> [What to work on] Whenever a line below holds the word "this", copy that line.

Dataset excerpt:
## BEGIN

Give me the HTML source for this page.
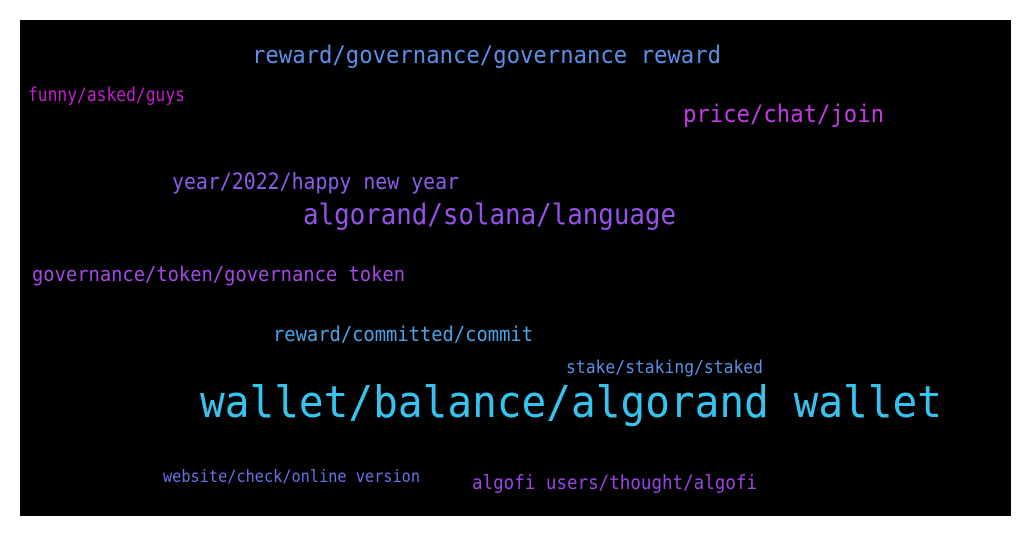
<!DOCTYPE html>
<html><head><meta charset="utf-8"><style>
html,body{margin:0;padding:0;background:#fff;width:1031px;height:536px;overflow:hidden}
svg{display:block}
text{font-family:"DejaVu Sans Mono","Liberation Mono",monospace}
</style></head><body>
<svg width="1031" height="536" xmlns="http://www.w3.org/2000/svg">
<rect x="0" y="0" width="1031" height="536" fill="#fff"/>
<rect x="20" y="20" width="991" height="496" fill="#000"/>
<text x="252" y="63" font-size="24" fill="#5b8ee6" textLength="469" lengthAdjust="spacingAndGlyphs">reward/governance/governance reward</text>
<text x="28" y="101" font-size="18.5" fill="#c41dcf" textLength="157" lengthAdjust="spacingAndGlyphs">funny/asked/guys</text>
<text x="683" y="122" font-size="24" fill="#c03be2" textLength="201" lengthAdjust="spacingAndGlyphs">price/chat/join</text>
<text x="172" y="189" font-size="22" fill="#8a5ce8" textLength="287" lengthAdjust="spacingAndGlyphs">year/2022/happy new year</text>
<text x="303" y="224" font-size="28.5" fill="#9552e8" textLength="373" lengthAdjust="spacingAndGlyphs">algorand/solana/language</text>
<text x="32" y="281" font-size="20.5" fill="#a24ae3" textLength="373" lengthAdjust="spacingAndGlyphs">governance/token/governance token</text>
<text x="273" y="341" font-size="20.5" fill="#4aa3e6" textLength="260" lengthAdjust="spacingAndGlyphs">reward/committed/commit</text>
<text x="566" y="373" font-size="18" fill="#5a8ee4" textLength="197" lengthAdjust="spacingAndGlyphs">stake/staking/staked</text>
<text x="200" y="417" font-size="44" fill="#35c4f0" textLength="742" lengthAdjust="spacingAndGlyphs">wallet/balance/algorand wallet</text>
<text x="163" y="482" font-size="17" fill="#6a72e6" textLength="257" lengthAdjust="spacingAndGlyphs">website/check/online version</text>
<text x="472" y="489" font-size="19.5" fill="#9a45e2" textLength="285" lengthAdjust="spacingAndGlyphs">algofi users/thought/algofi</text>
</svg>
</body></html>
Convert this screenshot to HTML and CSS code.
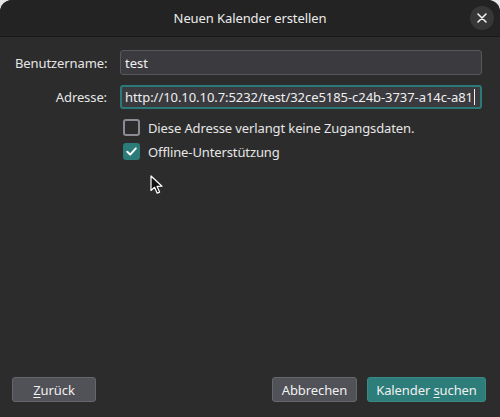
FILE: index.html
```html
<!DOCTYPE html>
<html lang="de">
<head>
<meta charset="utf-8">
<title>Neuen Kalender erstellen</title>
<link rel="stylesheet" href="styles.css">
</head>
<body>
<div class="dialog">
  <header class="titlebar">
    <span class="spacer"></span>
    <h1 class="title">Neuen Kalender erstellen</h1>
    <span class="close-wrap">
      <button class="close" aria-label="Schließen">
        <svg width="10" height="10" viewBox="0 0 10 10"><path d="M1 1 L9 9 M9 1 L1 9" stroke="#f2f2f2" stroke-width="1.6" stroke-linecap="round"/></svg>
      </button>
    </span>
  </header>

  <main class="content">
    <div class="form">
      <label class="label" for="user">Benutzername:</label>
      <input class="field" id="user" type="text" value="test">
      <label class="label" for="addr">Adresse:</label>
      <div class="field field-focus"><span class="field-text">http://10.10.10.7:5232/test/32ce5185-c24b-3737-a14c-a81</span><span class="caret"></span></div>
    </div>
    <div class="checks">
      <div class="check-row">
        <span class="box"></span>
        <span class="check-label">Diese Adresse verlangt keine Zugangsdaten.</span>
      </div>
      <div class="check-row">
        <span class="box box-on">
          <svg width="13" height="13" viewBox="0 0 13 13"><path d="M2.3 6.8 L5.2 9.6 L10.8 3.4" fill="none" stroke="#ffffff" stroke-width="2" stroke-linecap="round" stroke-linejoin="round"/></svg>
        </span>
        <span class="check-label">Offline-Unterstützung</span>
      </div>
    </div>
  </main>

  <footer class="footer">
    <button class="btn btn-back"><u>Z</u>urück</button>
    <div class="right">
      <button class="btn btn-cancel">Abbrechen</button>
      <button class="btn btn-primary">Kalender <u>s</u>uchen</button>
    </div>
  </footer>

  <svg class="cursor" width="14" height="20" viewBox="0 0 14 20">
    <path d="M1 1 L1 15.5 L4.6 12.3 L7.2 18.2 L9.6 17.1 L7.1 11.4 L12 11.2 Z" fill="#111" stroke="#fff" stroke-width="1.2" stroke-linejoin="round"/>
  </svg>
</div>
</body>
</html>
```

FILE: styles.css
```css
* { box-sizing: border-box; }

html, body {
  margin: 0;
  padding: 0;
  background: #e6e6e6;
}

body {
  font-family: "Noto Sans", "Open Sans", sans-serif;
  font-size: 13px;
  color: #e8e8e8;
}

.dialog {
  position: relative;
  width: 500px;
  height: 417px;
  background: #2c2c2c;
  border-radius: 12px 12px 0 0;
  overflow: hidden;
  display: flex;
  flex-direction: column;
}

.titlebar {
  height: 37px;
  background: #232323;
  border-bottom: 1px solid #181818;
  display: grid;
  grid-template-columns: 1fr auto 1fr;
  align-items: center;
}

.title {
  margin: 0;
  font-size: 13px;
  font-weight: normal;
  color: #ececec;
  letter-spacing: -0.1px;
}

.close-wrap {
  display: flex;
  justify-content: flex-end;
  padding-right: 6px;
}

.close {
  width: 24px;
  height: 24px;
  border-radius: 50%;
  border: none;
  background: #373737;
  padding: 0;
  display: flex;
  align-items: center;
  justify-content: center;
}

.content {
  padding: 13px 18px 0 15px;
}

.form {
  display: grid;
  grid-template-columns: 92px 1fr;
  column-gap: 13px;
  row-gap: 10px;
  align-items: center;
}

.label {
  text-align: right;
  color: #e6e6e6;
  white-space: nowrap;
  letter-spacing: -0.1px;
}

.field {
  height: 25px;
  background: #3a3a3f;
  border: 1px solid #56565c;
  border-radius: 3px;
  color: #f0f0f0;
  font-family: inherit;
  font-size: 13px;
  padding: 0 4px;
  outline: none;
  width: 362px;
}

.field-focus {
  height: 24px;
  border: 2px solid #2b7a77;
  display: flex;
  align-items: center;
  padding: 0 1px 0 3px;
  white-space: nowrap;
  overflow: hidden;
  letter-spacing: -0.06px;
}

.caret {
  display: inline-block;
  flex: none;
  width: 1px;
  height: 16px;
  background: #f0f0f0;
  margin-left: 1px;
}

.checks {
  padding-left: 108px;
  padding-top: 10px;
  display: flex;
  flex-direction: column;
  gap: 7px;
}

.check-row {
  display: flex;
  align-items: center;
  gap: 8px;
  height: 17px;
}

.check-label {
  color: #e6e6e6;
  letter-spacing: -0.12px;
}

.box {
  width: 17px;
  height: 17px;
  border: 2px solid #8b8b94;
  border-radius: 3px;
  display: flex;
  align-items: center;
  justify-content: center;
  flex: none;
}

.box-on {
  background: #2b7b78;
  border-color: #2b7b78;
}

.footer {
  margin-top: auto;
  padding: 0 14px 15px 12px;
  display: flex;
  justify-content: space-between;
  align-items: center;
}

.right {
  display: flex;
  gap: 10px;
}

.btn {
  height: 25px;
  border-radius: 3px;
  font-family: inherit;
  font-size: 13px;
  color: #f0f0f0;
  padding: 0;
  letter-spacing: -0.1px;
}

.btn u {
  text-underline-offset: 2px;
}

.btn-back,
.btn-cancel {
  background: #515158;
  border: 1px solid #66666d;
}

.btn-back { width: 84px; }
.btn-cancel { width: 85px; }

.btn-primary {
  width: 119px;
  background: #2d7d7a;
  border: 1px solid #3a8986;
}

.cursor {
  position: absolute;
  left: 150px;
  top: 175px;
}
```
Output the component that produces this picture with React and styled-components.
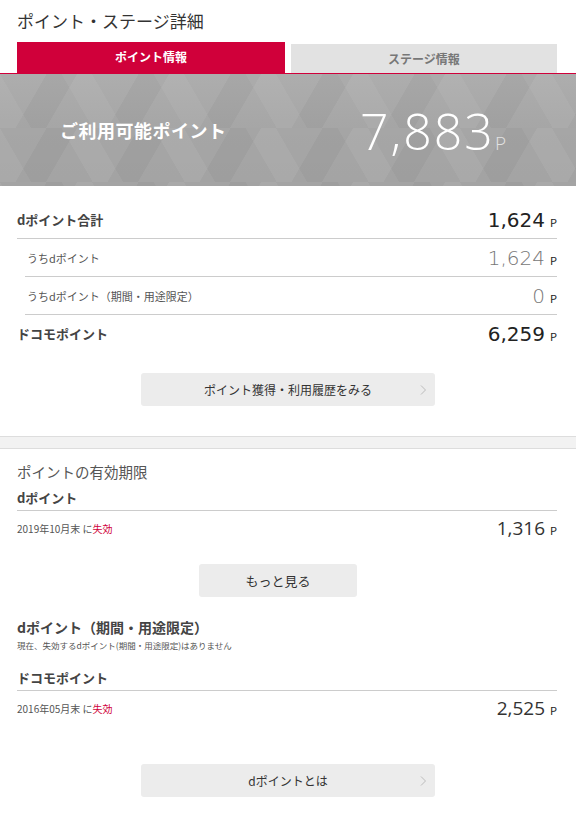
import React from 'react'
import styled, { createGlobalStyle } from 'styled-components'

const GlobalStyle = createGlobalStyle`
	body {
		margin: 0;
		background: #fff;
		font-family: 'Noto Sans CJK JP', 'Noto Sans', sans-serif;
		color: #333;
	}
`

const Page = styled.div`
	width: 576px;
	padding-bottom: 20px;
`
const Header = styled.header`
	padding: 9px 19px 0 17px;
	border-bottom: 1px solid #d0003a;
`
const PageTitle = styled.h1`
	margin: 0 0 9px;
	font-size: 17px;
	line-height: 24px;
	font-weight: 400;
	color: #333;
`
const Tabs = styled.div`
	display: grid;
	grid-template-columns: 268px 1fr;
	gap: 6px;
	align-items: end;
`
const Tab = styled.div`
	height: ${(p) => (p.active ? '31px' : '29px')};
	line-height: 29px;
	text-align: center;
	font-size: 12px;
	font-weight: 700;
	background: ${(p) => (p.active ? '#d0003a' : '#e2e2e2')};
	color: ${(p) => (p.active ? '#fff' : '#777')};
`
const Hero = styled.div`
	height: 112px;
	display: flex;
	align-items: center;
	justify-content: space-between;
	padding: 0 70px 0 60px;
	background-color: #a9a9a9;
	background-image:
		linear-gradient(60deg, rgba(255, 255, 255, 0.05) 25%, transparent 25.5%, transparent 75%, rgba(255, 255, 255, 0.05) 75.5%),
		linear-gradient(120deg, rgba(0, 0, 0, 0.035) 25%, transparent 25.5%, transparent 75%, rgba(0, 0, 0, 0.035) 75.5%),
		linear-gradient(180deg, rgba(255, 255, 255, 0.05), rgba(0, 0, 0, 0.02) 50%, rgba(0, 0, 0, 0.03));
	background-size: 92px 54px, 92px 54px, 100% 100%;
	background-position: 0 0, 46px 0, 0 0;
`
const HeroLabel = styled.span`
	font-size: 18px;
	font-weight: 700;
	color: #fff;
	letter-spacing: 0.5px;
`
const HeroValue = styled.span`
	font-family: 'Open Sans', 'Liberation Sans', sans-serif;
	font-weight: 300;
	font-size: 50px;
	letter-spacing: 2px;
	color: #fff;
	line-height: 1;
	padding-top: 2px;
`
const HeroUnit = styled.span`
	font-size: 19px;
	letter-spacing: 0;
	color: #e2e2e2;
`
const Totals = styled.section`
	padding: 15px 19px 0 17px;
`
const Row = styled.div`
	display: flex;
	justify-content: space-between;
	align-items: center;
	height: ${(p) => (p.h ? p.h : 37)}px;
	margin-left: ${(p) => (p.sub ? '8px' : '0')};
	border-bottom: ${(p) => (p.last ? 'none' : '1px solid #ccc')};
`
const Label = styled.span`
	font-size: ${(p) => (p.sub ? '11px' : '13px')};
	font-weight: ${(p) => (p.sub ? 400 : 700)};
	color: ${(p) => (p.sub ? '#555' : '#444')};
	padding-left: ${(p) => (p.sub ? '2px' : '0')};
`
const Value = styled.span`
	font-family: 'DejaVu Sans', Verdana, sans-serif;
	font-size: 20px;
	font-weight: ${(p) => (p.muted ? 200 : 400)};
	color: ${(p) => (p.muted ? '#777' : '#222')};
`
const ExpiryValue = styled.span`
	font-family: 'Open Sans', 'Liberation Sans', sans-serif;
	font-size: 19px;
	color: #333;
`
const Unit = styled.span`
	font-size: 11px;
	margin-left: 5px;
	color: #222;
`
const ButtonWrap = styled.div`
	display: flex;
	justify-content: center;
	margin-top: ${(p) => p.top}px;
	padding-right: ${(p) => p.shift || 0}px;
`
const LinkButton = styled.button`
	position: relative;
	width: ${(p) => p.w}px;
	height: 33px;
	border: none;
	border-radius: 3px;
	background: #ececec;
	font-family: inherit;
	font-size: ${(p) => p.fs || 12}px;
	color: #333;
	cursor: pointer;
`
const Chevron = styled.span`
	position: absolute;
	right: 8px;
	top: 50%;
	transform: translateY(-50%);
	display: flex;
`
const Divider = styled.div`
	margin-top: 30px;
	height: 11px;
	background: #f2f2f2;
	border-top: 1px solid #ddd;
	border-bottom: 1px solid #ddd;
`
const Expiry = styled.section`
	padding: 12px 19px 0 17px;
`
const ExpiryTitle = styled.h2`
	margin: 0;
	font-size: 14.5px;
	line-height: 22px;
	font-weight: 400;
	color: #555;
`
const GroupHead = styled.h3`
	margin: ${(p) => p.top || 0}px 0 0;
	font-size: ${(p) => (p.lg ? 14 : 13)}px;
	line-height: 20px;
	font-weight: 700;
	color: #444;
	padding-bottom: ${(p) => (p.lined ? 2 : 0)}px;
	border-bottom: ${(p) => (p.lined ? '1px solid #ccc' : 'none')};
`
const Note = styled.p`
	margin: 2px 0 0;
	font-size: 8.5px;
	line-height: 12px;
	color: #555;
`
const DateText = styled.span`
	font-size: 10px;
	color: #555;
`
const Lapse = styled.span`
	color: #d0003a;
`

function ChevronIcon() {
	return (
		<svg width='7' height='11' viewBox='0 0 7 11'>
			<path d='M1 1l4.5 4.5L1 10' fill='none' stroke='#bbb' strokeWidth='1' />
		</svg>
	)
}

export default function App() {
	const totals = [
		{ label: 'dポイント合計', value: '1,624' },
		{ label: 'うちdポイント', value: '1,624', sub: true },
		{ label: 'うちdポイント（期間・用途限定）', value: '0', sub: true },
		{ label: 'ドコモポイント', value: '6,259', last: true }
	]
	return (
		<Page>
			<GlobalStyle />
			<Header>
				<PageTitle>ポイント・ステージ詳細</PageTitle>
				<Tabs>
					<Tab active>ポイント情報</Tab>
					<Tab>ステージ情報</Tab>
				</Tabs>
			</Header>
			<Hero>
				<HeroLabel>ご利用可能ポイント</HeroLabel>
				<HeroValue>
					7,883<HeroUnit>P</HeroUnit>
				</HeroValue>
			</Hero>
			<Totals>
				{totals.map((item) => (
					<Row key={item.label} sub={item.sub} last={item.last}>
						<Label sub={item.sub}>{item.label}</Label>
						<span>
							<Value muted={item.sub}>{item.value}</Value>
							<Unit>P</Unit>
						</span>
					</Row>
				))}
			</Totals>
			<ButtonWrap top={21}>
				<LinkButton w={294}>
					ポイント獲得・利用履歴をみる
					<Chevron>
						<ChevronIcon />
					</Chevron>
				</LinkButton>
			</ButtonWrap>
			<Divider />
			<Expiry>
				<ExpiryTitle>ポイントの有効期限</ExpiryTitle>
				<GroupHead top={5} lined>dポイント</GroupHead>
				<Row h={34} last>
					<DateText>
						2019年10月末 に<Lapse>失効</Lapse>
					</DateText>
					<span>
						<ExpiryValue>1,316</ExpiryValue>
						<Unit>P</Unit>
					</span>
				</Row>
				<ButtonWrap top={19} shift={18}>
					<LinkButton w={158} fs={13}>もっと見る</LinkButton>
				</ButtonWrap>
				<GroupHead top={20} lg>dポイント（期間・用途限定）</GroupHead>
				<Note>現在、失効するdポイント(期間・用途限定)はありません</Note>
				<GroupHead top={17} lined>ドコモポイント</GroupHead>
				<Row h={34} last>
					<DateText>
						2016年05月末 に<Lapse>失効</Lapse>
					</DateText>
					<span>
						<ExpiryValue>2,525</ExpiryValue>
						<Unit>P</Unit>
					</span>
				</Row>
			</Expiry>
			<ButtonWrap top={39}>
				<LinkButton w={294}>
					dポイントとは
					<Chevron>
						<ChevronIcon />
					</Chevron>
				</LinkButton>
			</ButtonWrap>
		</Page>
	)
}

## END

> [Final result]
Give me the HTML source for this page.
Convert this screenshot to HTML and CSS code.
Output the component that produces this picture with React and styled-components.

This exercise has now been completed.